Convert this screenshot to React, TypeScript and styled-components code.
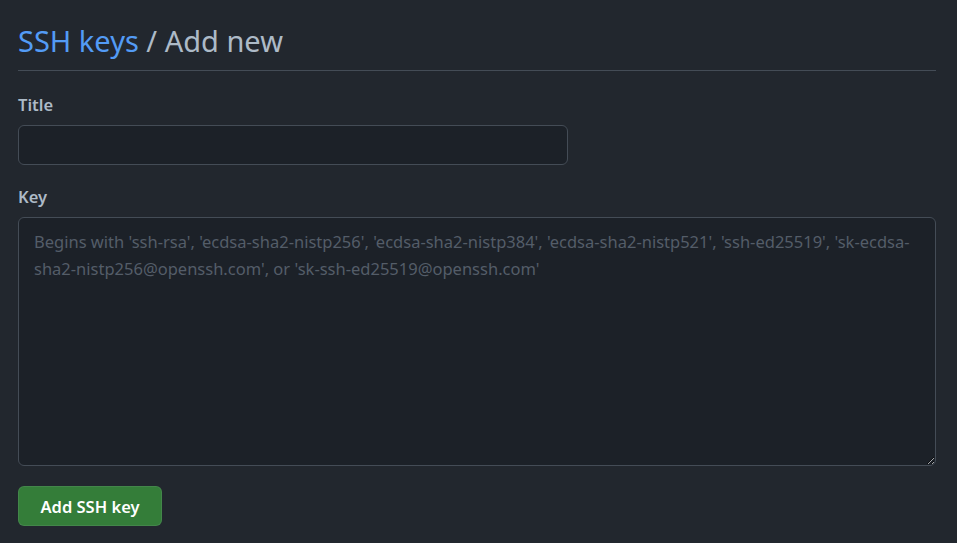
import React from 'react'
import styled, { createGlobalStyle } from 'styled-components'

const GlobalStyle = createGlobalStyle`
    html, body {
        margin:0;
        padding:0;
        background:#22272e;
    }
    body {
        font-family: "Noto Sans", "Open Sans", "Liberation Sans", sans-serif;
        color:#adbac7;
    }
`

const Page = styled.div`
    padding:12px 21px 18px 18px;
    min-height:543px;
    box-sizing:border-box;
    background:#22272e;
`

const Subhead = styled.div`
    display:flex;
    align-items:center;
    height:58px;
    border-bottom:1px solid #444c56;
    margin-bottom:22px;
`

const Heading = styled.h2`
    margin:0;
    font-weight:400;
    font-size:29px;
    line-height:40px;
    color:#adbac7;
`

const Crumb = styled.a`
    color:#539bf5;
    text-decoration:none;
`

const Form = styled.form`
    display:flex;
    flex-direction:column;
`

const Group = styled.div`
    display:flex;
    flex-direction:column;
    margin-bottom:20px;
`

const Label = styled.label`
    font-size:16.5px;
    font-weight:600;
    line-height:24px;
    margin-bottom:8px;
    color:#adbac7;
`

const Field = styled.input`
    box-sizing:border-box;
    width:550px;
    height:40px;
    padding:5px 12px;
    font:inherit;
    font-size:16.5px;
    color:#adbac7;
    background:#1c2128;
    border:1px solid #444c56;
    border-radius:6px;
    outline:none;
`

const KeyArea = styled.textarea`
    box-sizing:border-box;
    width:100%;
    height:249px;
    padding:10px 15px;
    font:inherit;
    font-size:16.5px;
    line-height:27px;
    color:#adbac7;
    background:#1c2128;
    border:1px solid #444c56;
    border-radius:6px;
    outline:none;
    resize:vertical;
    &::placeholder {
        color:#545d68;
    }
`

const SubmitButton = styled.button`
    align-self:flex-start;
    height:40px;
    padding:0 21.5px;
    font:inherit;
    font-size:16.5px;
    font-weight:600;
    color:#fff;
    background:#347d39;
    border:1px solid rgba(205,217,229,0.1);
    border-radius:6px;
    cursor:pointer;
`

const placeholder =
    "Begins with 'ssh-rsa', 'ecdsa-sha2-nistp256', 'ecdsa-sha2-nistp384', 'ecdsa-sha2-nistp521', 'ssh-ed25519', 'sk-ecdsa-sha2-nistp256@openssh.com', or 'sk-ssh-ed25519@openssh.com'"

const App: React.FC = () => {
    return (
        <Page>
            <GlobalStyle />
            <Subhead>
                <Heading>
                    <Crumb href="#">SSH keys</Crumb> / Add new
                </Heading>
            </Subhead>
            <Form onSubmit={e => e.preventDefault()}>
                <Group>
                    <Label htmlFor="key-title">Title</Label>
                    <Field id="key-title" type="text" />
                </Group>
                <Group>
                    <Label htmlFor="key-body">Key</Label>
                    <KeyArea id="key-body" placeholder={placeholder} />
                </Group>
                <SubmitButton type="submit">Add SSH key</SubmitButton>
            </Form>
        </Page>
    )
}

export default App
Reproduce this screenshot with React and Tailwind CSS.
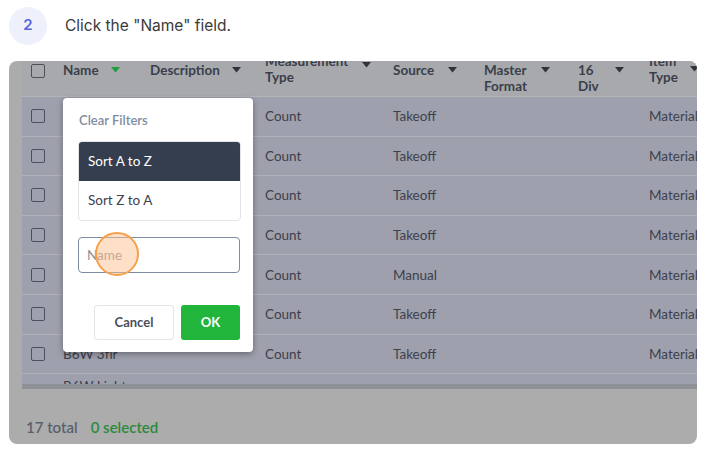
import React from 'react'

// step card: screenshot of a grid with the "Name" column filter open

const ROWS = [
  { name: '', type: 'Count', source: 'Takeoff', item: 'Materials' },
  { name: '', type: 'Count', source: 'Takeoff', item: 'Materials' },
  { name: '', type: 'Count', source: 'Takeoff', item: 'Materials' },
  { name: '', type: 'Count', source: 'Takeoff', item: 'Materials' },
  { name: '', type: 'Count', source: 'Manual', item: 'Materials' },
  { name: '', type: 'Count', source: 'Takeoff', item: 'Materials' },
  { name: 'B6W 3flr', type: 'Count', source: 'Takeoff', item: 'Materials' },
]

function Caret({ green }) {
  return (
    <svg width="9" height="6" viewBox="0 0 9 6" className="shrink-0">
      <path d="M0 0h9L4.5 5.5z" fill={green ? '#1f9d3a' : '#2f333b'} />
    </svg>
  )
}

function Box() {
  return <div className="w-[14px] h-[14px] rounded-[2px] border-[1.5px] border-[#4b505c]" />
}

function Row({ row }) {
  return (
    <div className="flex items-center h-[39.6px] border-b border-[#b1b2b9] bg-[#9ea0ad] text-[13.5px] text-[#3d414c] shrink-0">
      <div className="w-[41px] shrink-0 pl-[9px]"><Box /></div>
      <div className="w-[202px] shrink-0">{row.name}</div>
      <div className="w-[128px] shrink-0">{row.type}</div>
      <div className="w-[256px] shrink-0">{row.source}</div>
      <div className="shrink-0 whitespace-nowrap">{row.item}</div>
    </div>
  )
}

export default function App() {
  return (
    <div className="w-[705px] h-[451px] bg-white relative overflow-hidden" style={{ fontFamily: 'Lato, "Noto Sans", sans-serif' }}>
      {/* step title */}
      <div className="flex items-center h-[50px] pl-[9px] pt-[1px]">
        <div className="w-[38px] h-[38px] rounded-full bg-[#eef0fb] flex items-center justify-center text-[15px] font-semibold text-[#5664e0]" style={{ fontFamily: 'Inter, sans-serif' }}>
          2
        </div>
        <div className="ml-[18px] text-[15.5px] text-[#3a3a3a]" style={{ fontFamily: 'Inter, sans-serif' }}>
          Click the "Name" field.
        </div>
      </div>

      {/* screenshot */}
      <div className="absolute left-[9px] top-[61px] w-[688px] h-[383px] rounded-lg overflow-hidden bg-[#acacac] flex flex-col">
        <div className="pl-[13px] flex flex-col">
          {/* header */}
          <div className="h-[36px] flex items-start bg-[#a8a9ad] border-b border-[#b4b5b9] text-[13.5px] font-bold text-[#3a3f4a] leading-[16px] overflow-hidden">
            <div className="w-[41px] shrink-0 pl-[9px] pt-[3px]"><Box /></div>
            <div className="w-[87px] shrink-0 flex items-center gap-[12px] pt-[1px]">Name <Caret green /></div>
            <div className="w-[115px] shrink-0 flex items-center gap-[12px] pt-[1px]">Description <Caret /></div>
            <div className="w-[128px] shrink-0 flex items-center gap-[14px] -mt-[8px]">
              <span>Measurement<br />Type</span>
              <span className="-mt-[8px]"><Caret /></span>
            </div>
            <div className="w-[91px] shrink-0 flex items-center gap-[14px] pt-[1px]">Source <Caret /></div>
            <div className="w-[94px] shrink-0 flex items-start gap-[14px] pt-[1px]">
              <span>Master<br />Format</span>
              <span className="pt-[5px]"><Caret /></span>
            </div>
            <div className="w-[71px] shrink-0 flex items-start gap-[16px] pt-[1px]">
              <span>16<br />Div</span>
              <span className="pt-[5px]"><Caret /></span>
            </div>
            <div className="shrink-0 flex items-start gap-[12px] -mt-[8px]">
              <span>Item<br />Type</span>
              <span className="pt-[13px]"><Caret /></span>
            </div>
          </div>

          {ROWS.map((r, i) => <Row key={i} row={r} />)}

          {/* partially visible row */}
          <div className="h-[10px] bg-[#9ea0ad] overflow-hidden text-[13.5px] text-[#3d414c] pl-[41px] leading-[20px]">
            <span className="relative top-[2px]">B6W Light</span>
          </div>
          <div className="h-[5px] bg-[#8e9196]" />
        </div>

        {/* footer */}
        <div className="mt-auto pb-[6px] pl-[17px] flex gap-[13px] text-[15px] font-semibold">
          <span className="text-[#5a616e]">17 total</span>
          <span className="text-[#2b8a3e]">0 selected</span>
        </div>

        {/* filter popup */}
        <div className="absolute left-[54px] top-[37px] w-[190px] h-[254px] bg-white rounded-[4px] shadow-[0_2px_6px_rgba(0,0,0,0.35)] px-[15px]">
          <div className="pt-[13px] pl-[1px] h-[43px] text-[13px] font-semibold text-[#7f8ca1]">Clear Filters</div>
          <div className="w-[163px] border border-[#e2e4e8] rounded-[4px] overflow-hidden text-[13.5px]">
            <div className="h-[39px] bg-[#353e4f] text-white flex items-center pl-[9px]">Sort A to Z</div>
            <div className="h-[39px] text-[#3d414c] flex items-center pl-[9px]">Sort Z to A</div>
          </div>
          <div className="mt-[16px] h-[36px] w-[162px] border-[1.5px] border-[#7f8ba0] rounded-[4px] flex items-center pl-[8px] text-[13.5px] text-[#8a8f99]">
            Name
          </div>
          <div className="mt-[32px] w-[162px] flex justify-end gap-[7px]">
            <div className="w-[80px] h-[35px] border border-[#e3e5e8] rounded-[3px] flex items-center justify-center text-[13px] font-bold text-[#4a4f5a]">Cancel</div>
            <div className="w-[59px] h-[35px] bg-[#21b53b] rounded-[3px] flex items-center justify-center text-[13px] font-bold text-white">OK</div>
          </div>

          {/* click marker */}
          <div className="absolute left-[32px] top-[134px] w-[44px] h-[44px] rounded-full bg-[#fdbf8f]/50 border-2 border-[#f7a04a]" />
        </div>
      </div>
    </div>
  )
}
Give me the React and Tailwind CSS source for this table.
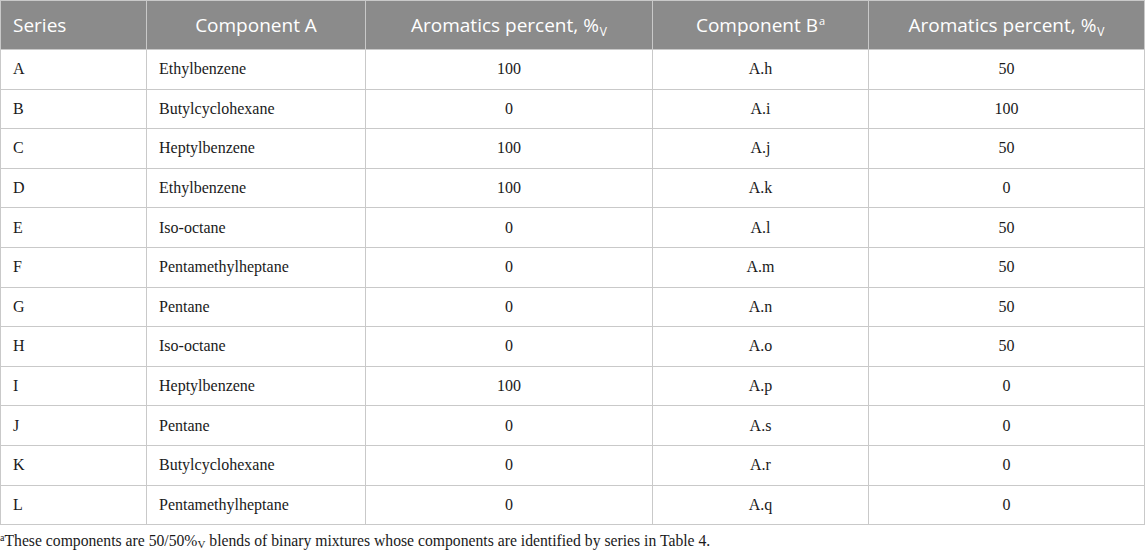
import React from 'react';

const rows = [
  ['A', 'Ethylbenzene', '100', 'A.h', '50'],
  ['B', 'Butylcyclohexane', '0', 'A.i', '100'],
  ['C', 'Heptylbenzene', '100', 'A.j', '50'],
  ['D', 'Ethylbenzene', '100', 'A.k', '0'],
  ['E', 'Iso-octane', '0', 'A.l', '50'],
  ['F', 'Pentamethylheptane', '0', 'A.m', '50'],
  ['G', 'Pentane', '0', 'A.n', '50'],
  ['H', 'Iso-octane', '0', 'A.o', '50'],
  ['I', 'Heptylbenzene', '100', 'A.p', '0'],
  ['J', 'Pentane', '0', 'A.s', '0'],
  ['K', 'Butylcyclohexane', '0', 'A.r', '0'],
  ['L', 'Pentamethylheptane', '0', 'A.q', '0'],
];

const Pv = () => (
  <>
    %<span className="relative top-[4px] text-[12px] ml-[1px]">V</span>
  </>
);

export default function App() {
  const th = 'h-[49px] border border-[#c9c9c9] font-normal text-white text-[19px] px-3';
  const td = 'h-[39.6px] border border-[#c9c9c9] text-[16px] text-[#1a1a1a] px-3';
  return (
    <div className="w-[1145px] bg-white">
      <table className="w-[1144px] table-fixed border-collapse">
        <colgroup>
          <col className="w-[146px]" />
          <col className="w-[219px]" />
          <col className="w-[287px]" />
          <col className="w-[216px]" />
          <col className="w-[276px]" />
        </colgroup>
        <thead className="bg-[#8b8b8b] font-['Open_Sans',sans-serif]">
          <tr>
            <th className={`${th} text-left`}>Series</th>
            <th className={`${th} text-center`}>Component A</th>
            <th className={`${th} text-center`}>Aromatics percent, <Pv /></th>
            <th className={`${th} text-center`}>
              Component B<span className="relative -top-[7px] text-[11px] ml-[1px]">a</span>
            </th>
            <th className={`${th} text-center`}>Aromatics percent, <Pv /></th>
          </tr>
        </thead>
        <tbody className="font-['Liberation_Serif',serif]">
          {rows.map((r) => (
            <tr key={r[0]}>
              <td className={`${td} text-left`}>{r[0]}</td>
              <td className={`${td} text-left`}>{r[1]}</td>
              <td className={`${td} text-center`}>{r[2]}</td>
              <td className={`${td} text-center`}>{r[3]}</td>
              <td className={`${td} text-center`}>{r[4]}</td>
            </tr>
          ))}
        </tbody>
      </table>
      <p className="mt-[6px] font-['Liberation_Serif',serif] text-[15.7px] leading-[20px] text-[#1a1a1a]">
        <span className="relative -top-[5px] text-[10px]">a</span>These components are 50/50%
        <span className="relative top-[2px] text-[11px]">V</span> blends of binary mixtures whose components are identified by series in Table 4.
      </p>
    </div>
  );
}
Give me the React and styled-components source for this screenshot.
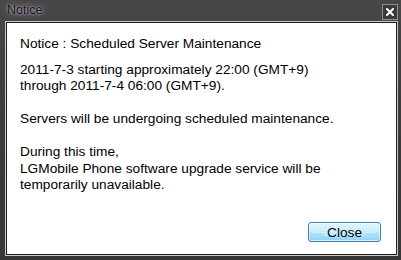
══════════
Problem requirements.
From the entries above, pull out each line that includes "this".

The solution.
Convert this screenshot to React, TypeScript and styled-components code.
Reproduce this screenshot with React and Tailwind CSS.
Give me the React and Tailwind CSS source for this table.
Give me the React and styled-components source for this screenshot.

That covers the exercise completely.